Bomi County Community College (BCCC) faculty and instructional staffs have announced a go-slow action as of Monday, September 24, demanding the resignation of the college’s Board chair, Varney A. Yengbeh.
The faculty and staffs reiterated their earlier call to dissolve the college’s Board of Trustees and subsequently reconstitute it in line with the mandate that established the BCCC.
The faculty have therefore promised to press on with their demands until Yengbeh is removed.
The faculty and staff specifically called for the removal of the Board chair, Varney A. Yengbeh who, according to them, has consistently opposed and insulted the entire administration.
“This is a sad politically motivated development, given the tremendous achievement under this administration. The act of not replacing the Board chair is a recipe for continued conflict. We recalled that before Madam Sirleaf’s tenure expired, she convened a meeting with the Board and the administration,” the statement said.
According to the statement, Madam Sirleaf unequivocally referred to the Board as the main problem in the running of the BCCC.
She then told the Board to stop interfering in the operation of the college and that it should, instead, focus on policy responsibilities.
The statement said the requisite authorities have conspicuously ignored “our request” to intervene and settle the political chaos being imposed on the college by a few “politicians for selfish reasons.”
In response, Mr. Yengbeh denied being backed by some faculty and members of the alumina association.
“We are now preparing to take over the college, because President Weah has appointed Mr. Gray and I and, therefore, the faculty needs to know that it is only the President who has appointing powers,” Mr. Yengbeh said.
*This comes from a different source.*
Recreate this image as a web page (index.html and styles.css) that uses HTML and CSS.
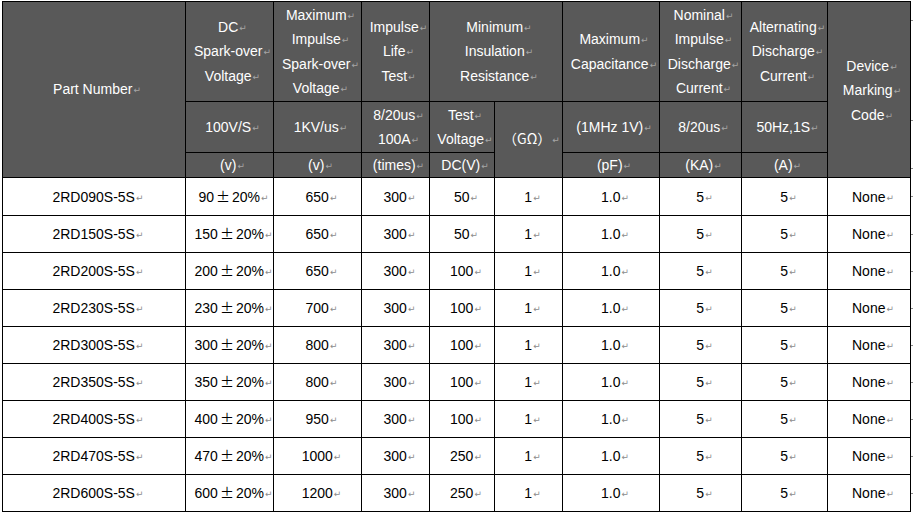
FILE: index.html
```html
<!DOCTYPE html>
<html lang="en">
<head>
<meta charset="utf-8">
<title>2RD Series Specifications</title>
<link rel="stylesheet" href="styles.css">
</head>
<body>
<table class="spec">
  <colgroup>
    <col class="c-part">
    <col class="c-dc">
    <col class="c-max">
    <col class="c-life">
    <col class="c-test">
    <col class="c-gohm">
    <col class="c-cap">
    <col class="c-nom">
    <col class="c-alt">
    <col class="c-code">
    <col class="c-eor">
  </colgroup>
  <thead>
    <tr class="hr1">
      <th rowspan="3">Part Number<span class="pm">↵</span></th>
      <th>DC<span class="pm">↵</span><br>Spark-over<span class="pm">↵</span><br>Voltage<span class="pm">↵</span></th>
      <th>Maximum<span class="pm">↵</span><br>Impulse<span class="pm">↵</span><br>Spark-over<span class="pm">↵</span><br>Voltage<span class="pm">↵</span></th>
      <th>Impulse<span class="pm">↵</span><br>Life<span class="pm">↵</span><br>Test<span class="pm">↵</span></th>
      <th colspan="2">Minimum<span class="pm">↵</span><br>Insulation<span class="pm">↵</span><br>Resistance<span class="pm">↵</span></th>
      <th>Maximum<span class="pm">↵</span><br>Capacitance<span class="pm">↵</span></th>
      <th>Nominal<span class="pm">↵</span><br>Impulse<span class="pm">↵</span><br>Discharge<span class="pm">↵</span><br>Current<span class="pm">↵</span></th>
      <th>Alternating<span class="pm">↵</span><br>Discharge<span class="pm">↵</span><br>Current<span class="pm">↵</span></th>
      <th rowspan="3" class="code">Device<span class="pm">↵</span><br>Marking<span class="pm">↵</span><br>Code<span class="pm">↵</span></th>
      <td class="eor"><i class="dot"></i></td>
    </tr>
    <tr class="hr2">
      <th>100V/S<span class="pm">↵</span></th>
      <th>1KV/us<span class="pm">↵</span></th>
      <th>8/20us<span class="pm">↵</span><br>100A<span class="pm">↵</span></th>
      <th>Test<span class="pm">↵</span><br>Voltage<span class="pm">↵</span></th>
      <th rowspan="2"><span class="cjk">（GΩ）</span><span class="pm">↵</span></th>
      <th>(1MHz 1V)<span class="pm">↵</span></th>
      <th>8/20us<span class="pm">↵</span></th>
      <th>50Hz,1S<span class="pm">↵</span></th>
      <td class="eor"><i class="dot"></i></td>
    </tr>
    <tr class="hr3">
      <th>(v)<span class="pm">↵</span></th>
      <th>(v)<span class="pm">↵</span></th>
      <th>(times)<span class="pm">↵</span></th>
      <th>DC(V)<span class="pm">↵</span></th>
      <th>(pF)<span class="pm">↵</span></th>
      <th>(KA)<span class="pm">↵</span></th>
      <th>(A)<span class="pm">↵</span></th>
      <td class="eor"><i class="dot"></i></td>
    </tr>
  </thead>
  <tbody>
    <tr class="first">
      <td>2RD090S-5S<span class="pm">↵</span></td><td>90<span class="pmn">±</span>20%<span class="pm">↵</span></td><td>650<span class="pm">↵</span></td><td>300<span class="pm">↵</span></td><td>50<span class="pm">↵</span></td><td>1<span class="pm">↵</span></td><td>1.0<span class="pm">↵</span></td><td>5<span class="pm">↵</span></td><td>5<span class="pm">↵</span></td><td>None<span class="pm">↵</span></td><td class="eor"><i class="dot"></i></td>
    </tr>
    <tr>
      <td>2RD150S-5S<span class="pm">↵</span></td><td>150<span class="pmn">±</span>20%<span class="pm">↵</span></td><td>650<span class="pm">↵</span></td><td>300<span class="pm">↵</span></td><td>50<span class="pm">↵</span></td><td>1<span class="pm">↵</span></td><td>1.0<span class="pm">↵</span></td><td>5<span class="pm">↵</span></td><td>5<span class="pm">↵</span></td><td>None<span class="pm">↵</span></td><td class="eor"><i class="dot"></i></td>
    </tr>
    <tr>
      <td>2RD200S-5S<span class="pm">↵</span></td><td>200<span class="pmn">±</span>20%<span class="pm">↵</span></td><td>650<span class="pm">↵</span></td><td>300<span class="pm">↵</span></td><td>100<span class="pm">↵</span></td><td>1<span class="pm">↵</span></td><td>1.0<span class="pm">↵</span></td><td>5<span class="pm">↵</span></td><td>5<span class="pm">↵</span></td><td>None<span class="pm">↵</span></td><td class="eor"><i class="dot"></i></td>
    </tr>
    <tr>
      <td>2RD230S-5S<span class="pm">↵</span></td><td>230<span class="pmn">±</span>20%<span class="pm">↵</span></td><td>700<span class="pm">↵</span></td><td>300<span class="pm">↵</span></td><td>100<span class="pm">↵</span></td><td>1<span class="pm">↵</span></td><td>1.0<span class="pm">↵</span></td><td>5<span class="pm">↵</span></td><td>5<span class="pm">↵</span></td><td>None<span class="pm">↵</span></td><td class="eor"><i class="dot"></i></td>
    </tr>
    <tr>
      <td>2RD300S-5S<span class="pm">↵</span></td><td>300<span class="pmn">±</span>20%<span class="pm">↵</span></td><td>800<span class="pm">↵</span></td><td>300<span class="pm">↵</span></td><td>100<span class="pm">↵</span></td><td>1<span class="pm">↵</span></td><td>1.0<span class="pm">↵</span></td><td>5<span class="pm">↵</span></td><td>5<span class="pm">↵</span></td><td>None<span class="pm">↵</span></td><td class="eor"><i class="dot"></i></td>
    </tr>
    <tr>
      <td>2RD350S-5S<span class="pm">↵</span></td><td>350<span class="pmn">±</span>20%<span class="pm">↵</span></td><td>800<span class="pm">↵</span></td><td>300<span class="pm">↵</span></td><td>100<span class="pm">↵</span></td><td>1<span class="pm">↵</span></td><td>1.0<span class="pm">↵</span></td><td>5<span class="pm">↵</span></td><td>5<span class="pm">↵</span></td><td>None<span class="pm">↵</span></td><td class="eor"><i class="dot"></i></td>
    </tr>
    <tr>
      <td>2RD400S-5S<span class="pm">↵</span></td><td>400<span class="pmn">±</span>20%<span class="pm">↵</span></td><td>950<span class="pm">↵</span></td><td>300<span class="pm">↵</span></td><td>100<span class="pm">↵</span></td><td>1<span class="pm">↵</span></td><td>1.0<span class="pm">↵</span></td><td>5<span class="pm">↵</span></td><td>5<span class="pm">↵</span></td><td>None<span class="pm">↵</span></td><td class="eor"><i class="dot"></i></td>
    </tr>
    <tr>
      <td>2RD470S-5S<span class="pm">↵</span></td><td>470<span class="pmn">±</span>20%<span class="pm">↵</span></td><td>1000<span class="pm">↵</span></td><td>300<span class="pm">↵</span></td><td>250<span class="pm">↵</span></td><td>1<span class="pm">↵</span></td><td>1.0<span class="pm">↵</span></td><td>5<span class="pm">↵</span></td><td>5<span class="pm">↵</span></td><td>None<span class="pm">↵</span></td><td class="eor"><i class="dot"></i></td>
    </tr>
    <tr>
      <td>2RD600S-5S<span class="pm">↵</span></td><td>600<span class="pmn">±</span>20%<span class="pm">↵</span></td><td>1200<span class="pm">↵</span></td><td>300<span class="pm">↵</span></td><td>250<span class="pm">↵</span></td><td>1<span class="pm">↵</span></td><td>1.0<span class="pm">↵</span></td><td>5<span class="pm">↵</span></td><td>5<span class="pm">↵</span></td><td>None<span class="pm">↵</span></td><td class="eor"><i class="dot"></i></td>
    </tr>
  </tbody>
</table>
</body>
</html>
```
FILE: styles.css
```css
html {
  overflow: hidden;
  background: #ffffff;
}

body {
  margin: 0;
  padding: 1px 0 0 2px;
  font-family: "Liberation Sans", Arial, sans-serif;
  font-size: 14px;
  color: #000000;
}

.spec {
  border-collapse: collapse;
  table-layout: fixed;
  width: 929px;
}

.c-part { width: 183px; }
.c-dc { width: 88px; }
.c-max { width: 88px; }
.c-life { width: 68px; }
.c-test { width: 65px; }
.c-gohm { width: 68px; }
.c-cap { width: 97px; }
.c-nom { width: 82px; }
.c-alt { width: 86px; }
.c-code { width: 83px; }
.c-eor { width: 21px; }

.spec th,
.spec td {
  border: 1px solid #000000;
  padding: 0 0 0 8px;
  text-align: center;
  vertical-align: middle;
  white-space: nowrap;
  overflow: hidden;
}

.spec th {
  background: #595959;
  color: #ffffff;
  font-weight: normal;
  line-height: 24.5px;
  padding-left: 6px;
}

.hr3 th {
  line-height: 22px;
}

.spec td {
  line-height: 18px;
}

.hr1 { height: 100px; }
.hr2 { height: 51px; }
.hr3 { height: 25px; }
.spec tbody tr { height: 37px; }
.spec tbody tr.first { height: 38px; }

.spec .code {
  padding-top: 2px;
}

.pm {
  font-family: "DejaVu Sans", sans-serif;
  font-size: 9px;
  line-height: 0;
  color: #8c8c8c;
  margin-left: 1px;
  vertical-align: 1px;
}

.spec th .pm {
  color: #a6a6a6;
}

.pmn {
  display: inline-block;
  width: 18px;
  line-height: 0;
  text-align: center;
  font-family: "Noto Sans CJK SC", sans-serif;
  font-feature-settings: "fwid";
  font-size: 14px;
}

.cjk {
  font-family: "Noto Sans CJK SC", sans-serif;
  line-height: 0;
}

.spec td.eor {
  border: none;
  background: transparent;
  text-align: left;
  vertical-align: top;
  padding: 14px 0 0 0;
  line-height: 1px;
}

.hr3 td.eor {
  padding-top: 11px;
}

.dot {
  display: inline-block;
  width: 2px;
  height: 1px;
  background: #8c8c8c;
}
```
He said that the removal of Dr. Norman as president of the college has nothing to do with the forward transformation of the institution.
Yengbeh then called on those who intend to stage go-slow at the college to abandon their action, “because Mr. Norman has served his tenure and must give way to a new administration.”
The changes at the college, according to Mr. Yengbeh, is not about Norman’s doing well or has done well. Rather, it is the President’s decision to appoint new people to run the college,” he added.